In an arbitrary government, kings, even the best, have difficulty in conceiving the importance which every man naturally attaches to the good opinion of the public. In their eyes the court is the center of everything, while they themselves are the center of the court. M. Necker felt himself under the necessity of disobeying the King’s injunction: to oblige a minister in retirement to keep silence, when accused by a minister in office of a falsehood in the face of the nation, was like forbidding a man to defend his honor. A sensibility to reputation less keen than that of M. Necker would have prompted a man to repel such an offense at all hazards. Ambition would, no doubt, have suggested a submission to the royal commands; but, as M. Necker’s ambition pointed to fame, he published his work, although assured by everybody that by so doing he exposed himself, at the least, to exclusion forever from the ministry.6
One evening in the winter of 1787, two days after the answer to M. de Calonne’s attack had appeared, a message was brought to my father, while in the drawing room along with his family and a few friends. He went out, and having first sent for my mother, and, some minutes afterward, for me, he told me that M. Le Noir, the Lieutenant de Police, had just brought him a lettre de cachet, by which he was exiled to the distance of forty leagues from Paris. I cannot describe the state into which I was thrown by this news; it seemed to me an act of despotism without example; it was inflicted on my father, of whose noble and pure sentiments I was fully aware. I had not yet an idea of what governments are, and the conduct of the French government appeared to me an act of the most revolting injustice. I have certainly not changed my opinion in regard to the punishment of exile without trial; I think, and shall endeavor to prove, that of all harsh punishments it is the one most liable to abuse. But at that time, lettres de cachet, like other irregularities, were considered as ordinary things; and the personal character of the King had the effect of softening the abuse of them as much as possible.

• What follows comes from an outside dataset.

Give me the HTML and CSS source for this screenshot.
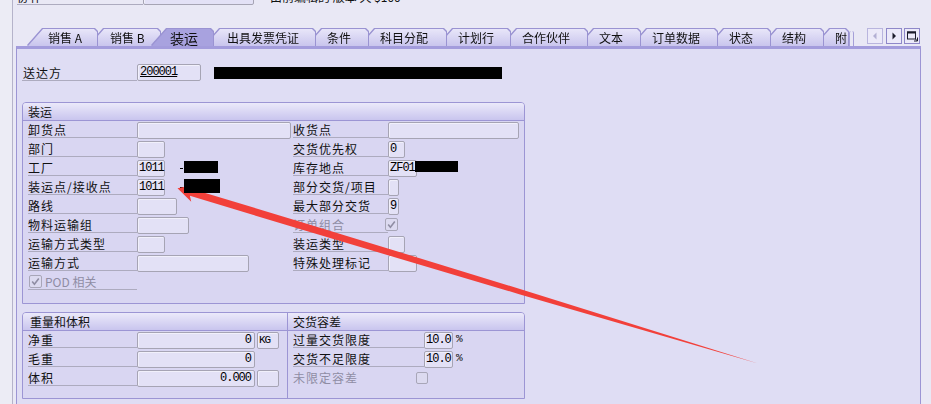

But M. Necker’s popularity had the effect of changing persecutions into triumph. All Paris came to see him during the twenty-four hours that he required to get ready for his journey. The Archbishop of Toulouse, patronized by the Queen, and on the eve of succeeding M. de Calonne, thought it incumbent on him, even on a calculation of ambition, to pay a visit to the exile. Offers of residences were made on all hands to M. Necker; all the castles at the distance of forty leagues from Paris were placed at his disposal. The evil of a banishment, known to be temporary, could not be very great, and the compensation for it was most flattering. But is it possible that a country can be governed in this manner? Nothing is so pleasant, for a certain time, as the decline of a government, for its weakness gives it an air of mildness; but the fall that ensues is dreadful.